Potato famine blight resurfaces in U.S. gardens

CORNELL (US)—Late blight, the infectious disease that caused the Irish potato famine in the 1840s, is wreaking havoc with potato and tomato plants in gardens and commercial farms in the eastern United States.

“[Late blight] has never occurred this early and this widespread in the U.S.,” warns Meg McGrath, associate professor of plant pathology and plant-microbe biology at Cornell University.

One of the most visible early symptoms of the disease is brown spots (lesions) on stems, which begin small and firm, then quickly enlarge, with slightly fuzzy white fungal growth on the underside when conditions have been humid, such as in the early morning or after rain. Occasionally the border of the spot is yellow or has a water-soaked appearance. Firm, brown spots develop on tomato fruit.

McGrath urges home gardeners to act quickly to protect their plants and to ward against the plants becoming a source of spores that could infect larger commercial farms.

The best way to prevent blight, McGrath says, is for gardeners to examine plants thoroughly at least once a week, regularly spray fungicide, and be prepared to destroy plants if blight starts to become severe.
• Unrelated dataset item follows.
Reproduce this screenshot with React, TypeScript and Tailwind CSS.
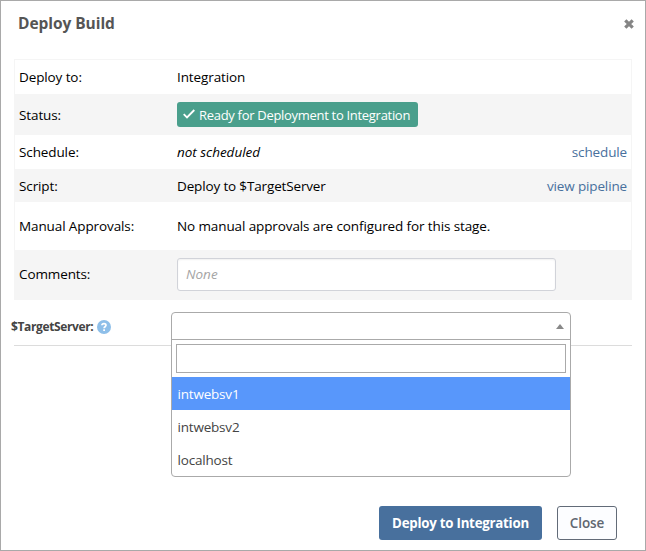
import type { ReactNode } from 'react';

function Row({ label, height, shaded, action, children }: { label: string; height: string; shaded?: boolean; action?: string; children: ReactNode }) {
  return (
    <div className={`flex items-center px-1 ${height} ${shaded ? 'bg-[#f5f5f5]' : 'bg-white'}`}>
      <div className="w-[158px] shrink-0">{label}</div>
      <div className="flex flex-1 items-center">{children}</div>
      {action && <a className="tracking-[-0.14px] text-[#48709d]">{action}</a>}
    </div>
  );
}

export default function App() {
  return (
    <div className="flex h-[551px] w-[646px] flex-col border border-[#a9a9a9] bg-white font-['Open_Sans','Noto_Sans',sans-serif] text-[13.5px] leading-5 tracking-[-0.11px] text-black">
      <header className="flex h-[58px] items-start justify-between pl-[17px] pr-[11px] pt-[12px]">
        <h1 className="text-[15.5px] font-bold tracking-[-0.05px] text-[#555]">Deploy Build</h1>
        <svg className="mt-[6px] h-[10px] w-[10px]" viewBox="0 0 10 10" stroke="#858585" strokeWidth="3.2">
          <path d="M1.3 1.3L8.7 8.7M8.7 1.3L1.3 8.7" />
        </svg>
      </header>

      <section className="mx-[13px] h-[241px] w-[618px] border border-[#f5f5f5]">
        <Row label="Deploy to:" height="h-[34px]">Integration</Row>
        <Row label="Status:" height="h-[41px]" shaded>
          <span className="flex h-[25px] w-[241px] items-center rounded-[3px] bg-[#4a9f8c] pl-[6px] text-[13px] tracking-[-0.3px] text-white">
            <svg className="mb-[2px] mr-[4px] h-[10px] w-[12px] shrink-0" viewBox="0 0 12 10" fill="none" stroke="white" strokeWidth="1.8">
              <path d="M.7 5.2L4 8.4L11.3 1" />
            </svg>
            <span className="whitespace-nowrap">Ready for Deployment to Integration</span>
          </span>
        </Row>
        <Row label="Schedule:" height="h-[34px]" action="schedule"><span className="italic tracking-[-0.02px]">not scheduled</span></Row>
        <Row label="Script:" height="h-[33px]" shaded action="view pipeline"><span className="tracking-[-0.15px]">Deploy to $TargetServer</span></Row>
        <Row label="Manual Approvals:" height="h-[48px]">No manual approvals are configured for this stage.</Row>
        <Row label="Comments:" height="h-[49px] [&>div:first-child]:pb-[2px]" shaded>
          <div className="flex h-[33px] w-[379px] items-center rounded-[3px] border border-[#d1d3d9] bg-white pb-px pl-[8px] italic tracking-normal text-[#a5a5a5] shadow-[inset_0_1px_2px_rgba(0,0,0,0.06)]">None</div>
        </Row>
      </section>

      <section className="relative mx-[13px] h-[46px] w-[618px] border-b border-[#dcdcdc]">
        <div className="-ml-[3px] flex h-[53px] items-center text-[12px] font-bold tracking-[-0.37px] text-[#444]">
          <span>$TargetServer:</span>
          <svg className="ml-[3.5px] h-[14px] w-[14px]" viewBox="0 0 14 14">
            <circle cx="7" cy="7" r="7" fill="#8ebfe9" />
            <path d="M4.9 5.3C5 3.2 9 3 9 5.3C9 6.8 7.1 6.7 7.1 8.2" fill="none" stroke="white" strokeWidth="1.7" />
            <rect x="6.2" y="9.3" width="1.8" height="1.7" fill="white" />
          </svg>
        </div>
        <div className="absolute left-[157px] top-[12px] h-[165px] w-[400px] rounded-[4px] border border-[#aaa] bg-white tracking-[-0.2px] text-[#444]">
          <div className="flex h-[27px] items-center justify-end border-b border-[#aaa] pr-[6px]">
            <svg className="mt-[1px] h-[5px] w-[8px]" viewBox="0 0 8 5"><path d="M0 5L4 0L8 5Z" fill="#888" /></svg>
          </div>
          <div className="p-1"><div className="h-[29px] border border-[#aaa]" /></div>
          <div className="flex h-[33px] items-center bg-[#5897fb] pl-[5.5px] text-white">intwebsv1</div>
          <div className="flex h-[33px] items-center pl-[5.5px]">intwebsv2</div>
          <div className="flex h-[33px] items-center pl-[5.5px]">localhost</div>
        </div>
      </section>

      <footer className="mt-[160px] flex justify-end gap-[15px] pr-[28px]">
        <button className="h-[34px] w-[163px] rounded-[3px] bg-[#48709d] text-[13.3px] font-bold tracking-[-0.25px] text-white">Deploy to Integration</button>
        <button className="h-[34px] w-[60px] rounded-[3px] border border-[#626b78] bg-[#fcfdff] font-semibold text-[#606771]">Close</button>
      </footer>
    </div>
  );
}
In New York, late blight has been traced to tomato plants imported to garden centers from production facilities in the South. If tomatoes were started from seed by a gardener or a farmer in the Northeast, plants are unlikely to be infected, at least initially, she says.

Late blight, which also infects petunias, is so destructive that McGrath recommends for gardeners to consider growing other vegetables, at least for this year. Even with fungicide applied every week, there is no guarantee of success, especially if rainy weather continues, she adds.